Recorded information
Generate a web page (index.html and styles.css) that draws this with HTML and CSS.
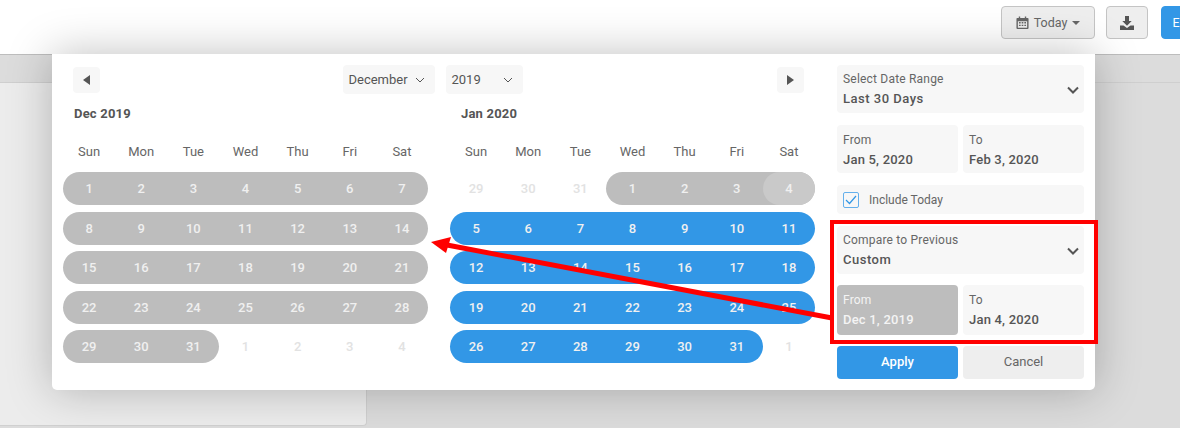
FILE: index.html
```html
<!DOCTYPE html>
<html>
	<head>
		<meta charset="utf-8">
		<title>Date range</title>
		<link rel="stylesheet" href="styles.css">
	</head>
	<body>
		<div class="topbar">
			<button class="tool today">
				<svg width="13" height="14" viewBox="0 0 14 14"><path fill="#666" fill-rule="evenodd" d="M3 0h1.500v1.500h5V0H11v1.500h1.500a1 1 0 0 1 1 1v10a1 1 0 0 1-1 1h-11a1 1 0 0 1-1-1v-10a1 1 0 0 1 1-1H3zM2 5v7h10V5zM3.200 6h1.800v1.500H3.200zm2.900 0h1.800v1.500H6.100zM9 6h1.800v1.500H9zM3.200 8.800h1.800v1.500H3.200zm2.900 0h1.800v1.500H6.100zm2.900 0h1.800v1.500H9z"/></svg>
				Today
				<i class="caret"></i>
			</button>
			<button class="tool save">
				<svg width="14" height="14" viewBox="0 0 14 14"><path fill="#555" d="M5 0h4v5h2.700L7 9.700 2.300 5H5zM0 9.500h3.500L7 12l3.500-2.500H14V14H0z"/></svg>
			</button>
			<button class="tool blue">E</button>
		</div>

		<div class="back">
			<div class="strip"></div>
			<div class="card"></div>
		</div>

		<div class="modal">
			<div class="cals">
				<div class="nav">
					<button class="arrow"><i class="tri left"></i></button>
					<div class="pickers">
						<div class="pick month">December <svg width="10" height="6" viewBox="0 0 10 6"><path d="M1 1l4 4 4-4" fill="none" stroke="#555" stroke-width="1"/></svg></div>
						<div class="pick year">2019 <svg width="10" height="6" viewBox="0 0 10 6"><path d="M1 1l4 4 4-4" fill="none" stroke="#555" stroke-width="1"/></svg></div>
					</div>
					<button class="arrow"><i class="tri right"></i></button>
				</div>
				<div class="months">
					<div class="cal">
						<h4>Dec 2019</h4>
						<div class="week head"><span>Sun</span><span>Mon</span><span>Tue</span><span>Wed</span><span>Thu</span><span>Fri</span><span>Sat</span></div>
						<div class="week"><div class="pill gray"><span>1</span><span>2</span><span>3</span><span>4</span><span>5</span><span>6</span><span>7</span></div></div>
						<div class="week"><div class="pill gray"><span>8</span><span>9</span><span>10</span><span>11</span><span>12</span><span>13</span><span>14</span></div></div>
						<div class="week"><div class="pill gray"><span>15</span><span>16</span><span>17</span><span>18</span><span>19</span><span>20</span><span>21</span></div></div>
						<div class="week"><div class="pill gray"><span>22</span><span>23</span><span>24</span><span>25</span><span>26</span><span>27</span><span>28</span></div></div>
						<div class="week"><div class="pill gray"><span>29</span><span>30</span><span>31</span></div><span class="off">1</span><span class="off">2</span><span class="off">3</span><span class="off">4</span></div>
					</div>
					<div class="cal">
						<h4>Jan 2020</h4>
						<div class="week head"><span>Sun</span><span>Mon</span><span>Tue</span><span>Wed</span><span>Thu</span><span>Fri</span><span>Sat</span></div>
						<div class="week"><span class="off">29</span><span class="off">30</span><span class="off">31</span><div class="pill gray"><span>1</span><span>2</span><span>3</span><span class="now">4</span></div></div>
						<div class="week"><div class="pill blue"><span>5</span><span>6</span><span>7</span><span>8</span><span>9</span><span>10</span><span>11</span></div></div>
						<div class="week"><div class="pill blue"><span>12</span><span>13</span><span>14</span><span>15</span><span>16</span><span>17</span><span>18</span></div></div>
						<div class="week"><div class="pill blue"><span>19</span><span>20</span><span>21</span><span>22</span><span>23</span><span>24</span><span>25</span></div></div>
						<div class="week"><div class="pill blue"><span>26</span><span>27</span><span>28</span><span>29</span><span>30</span><span>31</span></div><span class="off">1</span></div>
					</div>
				</div>
			</div>

			<div class="side">
				<div class="box sel">
					<div><label>Select Date Range</label><b>Last 30 Days</b></div>
					<svg width="12" height="8" viewBox="0 0 12 8"><path d="M1 1.500l5 5 5-5" fill="none" stroke="#555" stroke-width="2"/></svg>
				</div>
				<div class="pair">
					<div class="box"><label>From</label><b>Jan 5, 2020</b></div>
					<div class="box"><label>To</label><b>Feb 3, 2020</b></div>
				</div>
				<div class="box check">
					<i class="tick"><svg width="12" height="10" viewBox="0 0 12 10"><path d="M1 5l3.500 3.500L11 1" fill="none" stroke="#3297e6" stroke-width="1.200"/></svg></i>
					Include Today
				</div>
				<div class="box sel">
					<div><label>Compare to Previous</label><b>Custom</b></div>
					<svg width="12" height="8" viewBox="0 0 12 8"><path d="M1 1.500l5 5 5-5" fill="none" stroke="#555" stroke-width="2"/></svg>
				</div>
				<div class="pair tall">
					<div class="box on"><label>From</label><b>Dec 1, 2019</b></div>
					<div class="box"><label>To</label><b>Jan 4, 2020</b></div>
				</div>
				<div class="pair btns">
					<button class="apply">Apply</button>
					<button class="cancel">Cancel</button>
				</div>
			</div>
		</div>

		<!-- annotation -->
		<div class="mark"></div>
		<svg class="arrow-note" width="1180" height="428" viewBox="0 0 1180 428">
			<path d="M832 318L447 245" stroke="#f00" stroke-width="5" fill="none"/>
			<path d="M431 242L451 237L446 253z" fill="#f00"/>
		</svg>
	</body>
</html>
```

FILE: styles.css
```css
html,body{
	margin: 0;
	height: 100%;
}
body{
	width: 1180px;
	height: 428px;
	position: relative;
	overflow: hidden;
	background: #dcdcdc;
	font-family: Roboto, "Liberation Sans", sans-serif;
	font-size: 12px;
	color: #555;
}
button{
	font-family: inherit;
	cursor: pointer;
}

.topbar{
	height: 54px;
	background: #fff;
	display: flex;
	justify-content: flex-end;
	align-items: flex-start;
	padding-top: 6px;
	box-sizing: border-box;
	position: relative;
	z-index: 2;
}
.tool{
	height: 33px;
	margin-left: 11px;
	border: #c4c4c4 solid 1px;
	border-radius: 4px;
	background: #eee;
	color: #666;
	font-size: 12.500px;
	display: flex;
	align-items: center;
	justify-content: center;
	padding: 0;
}
.today{
	width: 94px;
	gap: 5px;
}
.save{
	width: 42px;
}
.tool.blue{
	width: 30px;
	margin-left: 13px;
	margin-right: -11px;
	background: #3297e6;
	border-color: #3297e6;
	color: #fff;
}
.caret{
	border: transparent solid 4px;
	border-top-color: #666;
	border-bottom: none;
}

.back{
	position: absolute;
	left: 0;
	right: 0;
	top: 54px;
	bottom: 0;
	border-top: #bdbdbd solid 1px;
}
.strip{
	height: 27px;
	background: #dcdcdc;
	border-bottom: #cfcfcf solid 1px;
}
.card{
	width: 366px;
	height: 342px;
	background: #ececec;
	border-right: #d0d0d0 solid 1px;
	border-bottom: #d0d0d0 solid 1px;
	border-radius: 0 0 4px 0;
}

.modal{
	position: absolute;
	left: 52px;
	top: 54px;
	width: 1043px;
	height: 336px;
	background: #fff;
	border-radius: 0 0 5px 5px;
	box-shadow: 0 0 45px rgba(0,0,0,0.25);
	display: flex;
	z-index: 3;
}
.cals{
	width: 763px;
	padding-left: 11px;
	box-sizing: border-box;
}
.nav{
	display: flex;
	justify-content: space-between;
	align-items: center;
	height: 29px;
	margin-top: 11px;
	padding: 0 11px 0 10px;
	width: 752px;
	box-sizing: border-box;
	position: relative;
}
.arrow{
	width: 27px;
	height: 26px;
	border: none;
	border-radius: 4px;
	background: #f7f7f7;
	display: flex;
	align-items: center;
	justify-content: center;
	padding: 0;
}
.tri{
	border: transparent solid 5px;
	border-left: none;
	border-right: #555 solid 7px;
}
.tri.right{
	border-right: none;
	border-left: #555 solid 7px;
}
.pickers{
	display: flex;
	gap: 11px;
	margin-left: -12px;
}
.pick{
	height: 29px;
	background: #f7f7f7;
	border-radius: 4px;
	display: flex;
	align-items: center;
	justify-content: space-between;
	box-sizing: border-box;
	padding: 0 10px 0 6px;
	font-size: 13px;
}
.month{
	width: 92px;
}
.year{
	width: 77px;
}

.months{
	display: flex;
	gap: 22px;
}
.cal{
	width: 365px;
}
.cal h4{
	margin: 11px 0 0 11px;
	height: 18px;
	line-height: 18px;
	font-size: 13px;
	letter-spacing: 0.2px;
	font-weight: bold;
	color: #555;
}
.week{
	display: flex;
	height: 33px;
	margin-bottom: 6.500px;
	font-weight: 500;
	font-size: 13px;
}
.week span{
	width: calc(365px / 7);
	flex: none;
	display: flex;
	align-items: center;
	justify-content: center;
}
.week.head{
	margin-top: 17px;
	font-weight: normal;
	height: 22px;
	margin-bottom: 10px;
	color: #666;
	font-size: 13px;
}
.pill{
	display: flex;
	border-radius: 16.500px;
	color: #f0f0f0;
}
.pill.gray{
	background: #bdbdbd;
}
.pill.blue{
	background: #3297e6;
}
.off{
	color: #e2e2e2;
}
.now{
	background: #c9c9c9;
	border-radius: 16.500px;
}

.side{
	width: 247px;
	margin-left: 22px;
	padding-top: 11px;
	display: flex;
	flex-direction: column;
	gap: 12px;
}
.box{
	background: #f7f7f7;
	border-radius: 4px;
	box-sizing: border-box;
	padding: 6px 6px;
	height: 48px;
}
.box label{
	display: block;
	font-size: 12px;
	letter-spacing: 0.2px;
	line-height: 16px;
	color: #666;
}
.box b{
	display: block;
	margin-top: 2px;
	font-size: 13px;
	line-height: 20px;
	font-weight: 500;
	letter-spacing: 0.5px;
	color: #555;
}
.sel{
	display: flex;
	justify-content: space-between;
	align-items: center;
	padding: 8px 5px 6px 6px;
}
.pair{
	display: flex;
	gap: 5px;
}
.pair .box{
	flex: 1;
	padding-top: 7px;
}
.pair .box b{
	letter-spacing: 0.2px;
}
.check{
	height: 29px;
	display: flex;
	align-items: center;
	gap: 10px;
	padding: 0 6px;
	color: #666;
}
.tick{
	width: 16px;
	height: 16px;
	box-sizing: border-box;
	border: #64b0ec solid 1px;
	border-radius: 2px;
	display: flex;
	align-items: center;
	justify-content: center;
}
.tall{
	margin-top: -1px;
}
.tall .box{
	height: 50px;
}
.box.on{
	background: #bdbdbd;
}
.box.on label,
.box.on b{
	color: #f4f4f4;
}
.btns{
	margin-top: -1px;
}
.btns button{
	flex: 1;
	height: 33px;
	border: none;
	border-radius: 4px;
	font-size: 13px;
	padding: 0 0 2px;
}
.apply{
	background: #3297e6;
	color: #fff;
	font-weight: 500;
}
.cancel{
	background: #eee;
	color: #666;
}

.mark{
	position: absolute;
	left: 830px;
	top: 220px;
	width: 268px;
	height: 124px;
	box-sizing: border-box;
	border: #f00 solid 4px;
	z-index: 4;
}
.arrow-note{
	position: absolute;
	left: 0;
	top: 0;
	z-index: 5;
}
```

Task prompt
Every line that holds the word "styles" should be extracted.

Complete response
Generate a web page (index.html and styles.css) that draws this with HTML and CSS.
		<link rel="stylesheet" href="styles.css">
FILE: styles.css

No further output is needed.